[start of Data excerpt]

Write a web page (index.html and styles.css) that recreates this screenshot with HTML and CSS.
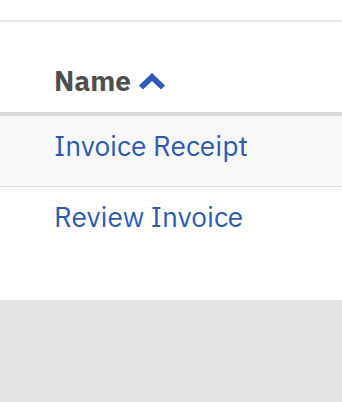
FILE: index.html
```html
<!DOCTYPE html>
<html lang="en">
<head>
  <meta charset="UTF-8" />
  <meta name="viewport" content="width=device-width, initial-scale=1.0" />
  <title>Documents</title>
  <link rel="stylesheet" href="styles.css">
</head>
<body>
  <div class="panel">
    <div class="panel-top"></div>
    <table class="doc-table">
      <thead>
        <tr>
          <th>
            <span class="sort-label">Name</span>
            <svg class="sort-icon" width="26" height="17" viewBox="0 0 26 17" aria-hidden="true">
              <polygon points="13,0 26,12.5 22,16.5 13,8 4,16.5 0,12.5" fill="#2b5bb7" />
            </svg>
          </th>
        </tr>
      </thead>
      <tbody>
        <tr class="striped"><td><a href="#">Invoice Receipt</a></td></tr>
        <tr><td><a href="#">Review Invoice</a></td></tr>
      </tbody>
    </table>
  </div>
</body>
</html>
```

FILE: styles.css
```css
body {
  margin: 0;
  background-color: #e3e3e3;
  font-family: "IBM Plex Sans", "Open Sans", "Noto Sans", sans-serif;
}
.panel {
  background: #fff;
  box-shadow: 0 3px 10px rgba(0, 0, 0, 0.3);
  padding-bottom: 43px;
}
.panel-top {
  height: 20px;
  border-bottom: 2px solid #e4e4e4;
}
.doc-table {
  width: 100%;
  border-collapse: collapse;
}
.doc-table th {
  text-align: left;
  height: 92px;
  padding: 0 0 13px 54px;
  vertical-align: bottom;
  border-bottom: 4px solid #d9d9d9;
  box-sizing: border-box;
}
.sort-label {
  font-size: 28px;
  font-weight: 700;
  color: #4f4f4f;
  line-height: 36px;
}
.sort-icon {
  margin-left: 4px;
  vertical-align: 1px;
}
.doc-table td {
  padding: 12px 0 22px 54px;
  font-size: 28px;
  line-height: 36px;
  border-bottom: 1px solid #dcdcdc;
}
.doc-table tbody tr:last-child td {
  border-bottom: none;
}
.striped {
  background-color: #f8f8f8;
}
.doc-table a {
  color: #2b5bb7;
  text-decoration: none;
}
```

[end of Data excerpt]

All the lines above are to be given again exactly as they read, with the pictures removed.

Task output
Write a web page (index.html and styles.css) that recreates this screenshot with HTML and CSS.
FILE: index.html
```html
<!DOCTYPE html>
<html lang="en">
<head>
  <meta charset="UTF-8" />
  <meta name="viewport" content="width=device-width, initial-scale=1.0" />
  <title>Documents</title>
  <link rel="stylesheet" href="styles.css">
</head>
<body>
  <div class="panel">
    <div class="panel-top"></div>
    <table class="doc-table">
      <thead>
        <tr>
          <th>
            <span class="sort-label">Name</span>
            <svg class="sort-icon" width="26" height="17" viewBox="0 0 26 17" aria-hidden="true">
              <polygon points="13,0 26,12.5 22,16.5 13,8 4,16.5 0,12.5" fill="#2b5bb7" />
            </svg>
          </th>
        </tr>
      </thead>
      <tbody>
        <tr class="striped"><td><a href="#">Invoice Receipt</a></td></tr>
        <tr><td><a href="#">Review Invoice</a></td></tr>
      </tbody>
    </table>
  </div>
</body>
</html>
```

FILE: styles.css
```css
body {
  margin: 0;
  background-color: #e3e3e3;
  font-family: "IBM Plex Sans", "Open Sans", "Noto Sans", sans-serif;
}
.panel {
  background: #fff;
  box-shadow: 0 3px 10px rgba(0, 0, 0, 0.3);
  padding-bottom: 43px;
}
.panel-top {
  height: 20px;
  border-bottom: 2px solid #e4e4e4;
}
.doc-table {
  width: 100%;
  border-collapse: collapse;
}
.doc-table th {
  text-align: left;
  height: 92px;
  padding: 0 0 13px 54px;
  vertical-align: bottom;
  border-bottom: 4px solid #d9d9d9;
  box-sizing: border-box;
}
.sort-label {
  font-size: 28px;
  font-weight: 700;
  color: #4f4f4f;
  line-height: 36px;
}
.sort-icon {
  margin-left: 4px;
  vertical-align: 1px;
}
.doc-table td {
  padding: 12px 0 22px 54px;
  font-size: 28px;
  line-height: 36px;
  border-bottom: 1px solid #dcdcdc;
}
.doc-table tbody tr:last-child td {
  border-bottom: none;
}
.striped {
  background-color: #f8f8f8;
}
.doc-table a {
  color: #2b5bb7;
  text-decoration: none;
}
```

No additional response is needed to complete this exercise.